Still
on the issue of finances in marriage, I have heard so many wives turn into being their family’s breadwinner with the husband doing close to nothing and sitting
happy on the fact that his wife is able to meet up with the financial burdens
of the family. And the wives give so much till they are heavily weighed down
with the financial burden of the family and they can bare no more.
I
will again want to say that the financial responsibility of the family is the primary
assignment of the husband while the wife contributes in assist mode. But what
can the wife do when her husband is just not yielding when it comes to the
finances of the family noting that the wife by the auction of God on her life
is supposed to submit to her husband as unto the Lord?
I
have come to understand and also preach the same that life does not have a
one-size-fits-all approach to it. So, to say that what works for wife A might
not work for wife B and if this be the case, we need the divine intervention of
God in our everyday life and most of all in our marriages. But before I
continue in this discussion as we trust God for wisdom, it’s important to
differentiate the two kinds of husband that might fall within this category.
First, there are husbands who honestly cannot meet up with the financial burden
of their family because they truly do not have a means of income or their
source of income is insufficient to handle their burdens. So, they genuinely
have it in their heart to do, but just don’t have a means to. And then, we have
those who do not care.

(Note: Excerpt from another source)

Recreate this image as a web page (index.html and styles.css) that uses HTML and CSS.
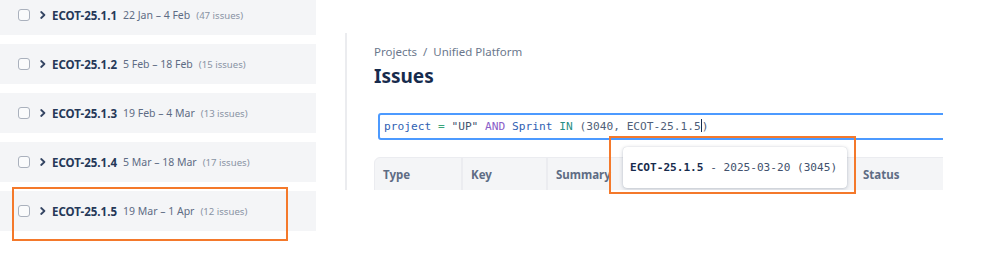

Even when they have to give, they have absolved themselves of every sense of responsibility towards the needs of their family.
As long as their wives are taking care of the family’s finances, then they can just
not bother anymore.
As
we trust God for wisdom in handling issues like this, I want to also implore
wives that they need to be very prayerful and rely on God for the day to day
running of their homes. I had shared in one of my blog’s post that wives should
not be quick to take up and embrace the breadwinner role just because they have
the income to do so. They can support when needed, but when the support is
tending towards a permanent responsibility then there is the need to begin to
trust God for divine intervention.
For
as long as a husband genuinely cannot meet up with the financial needs of the
family and the wife is in the know of the situation then she should be ready to
fill in the gaps while they both wait on the Lord to lift the husband up
financially. But in a situation where the husband is capable of handling the
financial responsibility of his family but is deliberately not doing so, then I
will suggest that the wife gradually, wisely and prayerfully begin to withdraw
from the role that God has not assigned her to and then let her husband begin
to understand that it’s his responsibility as the head of the family to
financially care for his family and for that, he is accountable.
But
this withdrawal must be done with great sensitivity because issues like this have
affected marriages negatively. The wife if not careful will be tagged the
wicked one and seen as proud and arrogant. But with prayers and the help of God
a woman can successfully withdraw from being the breadwinner to being the financial support in her family, without it having a negative effect on the marriage. In fact,
some husbands show so much love and respect for their wives for helping them
while things were tough.
So
as a wife, if there is a financial need in the home and you are certain your
husband can handle it, don’t rush to handle it simply because your husband isn’t. First,
with love, respect and wisdom inform your husband of the need, then give him time. If after
a while he still isn’t handling it, remind him gently. If then he doesn’t
handle it, you can either ignore it or find another route to solving the
problem without spending money and if possible don’t let him know you have
resolved the issue.
I am
not encouraging wives to keep secrets from their husbands, but if there is a
need to hold back information that will make the husband do what he is supposed
to do for the health of the marriage and home, then it wise to hold back such
information for the greater good of the family. But I will say this to wives,
“know your husband” because there is no one-size-fits-all in marriage. What
works for me might not work for you and so above all, we need God’s guidance and
wisdom to run a marriage successfully.